Mais le coût d’un conflit continu est immensément plus élevé—plus d’enfants morts, plus de familles brisées, plus d’âmes rongées par la haine. La voie de la Croix nous enseigne que la rédemption vient souvent par le sacrifice. Le sacrifice exigé aujourd’hui n’est pas de sang, mais d’orgueil, de récit historique, de l’idolâtrie de la terre et de la sécurité au détriment du commandement d’aimer notre prochain.

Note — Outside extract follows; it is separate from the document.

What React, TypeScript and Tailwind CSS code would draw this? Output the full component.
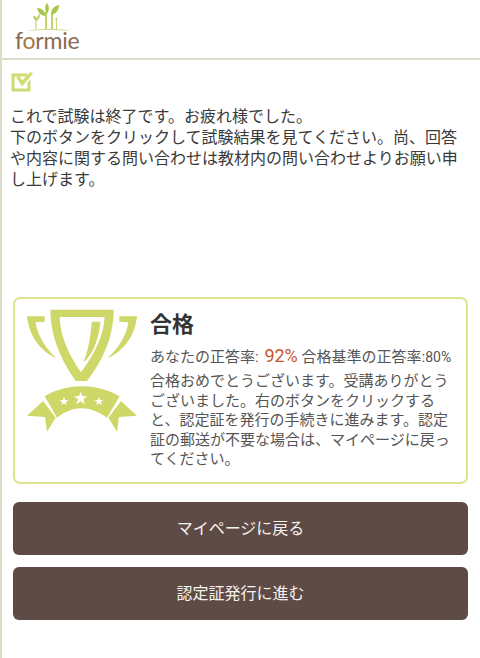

Notre défi est de regarder vers l’avant, inspirés par les exemples de l’Afrique du Sud, de l’Irlande du Nord et de l’Europe, et de travailler pour l’avenir promis où la réconciliation est achevée. C’est précisément dans cette terre, où notre Seigneur a marché, est mort et est ressuscité, que son message d’amour radical et de réconciliation est le plus désespérément nécessaire et le plus puissamment mis à l’épreuve.
Prions pour qu’un jour, du fleuve jusqu’à la mer, ce ne soit plus un cri de guerre que l’on entende, mais le chant de la réconciliation. Que la paix de Dieu, qui dépasse toute intelligence, garde les cœurs et les pensées de tous ceux qui appellent la Terre Sainte leur foyer.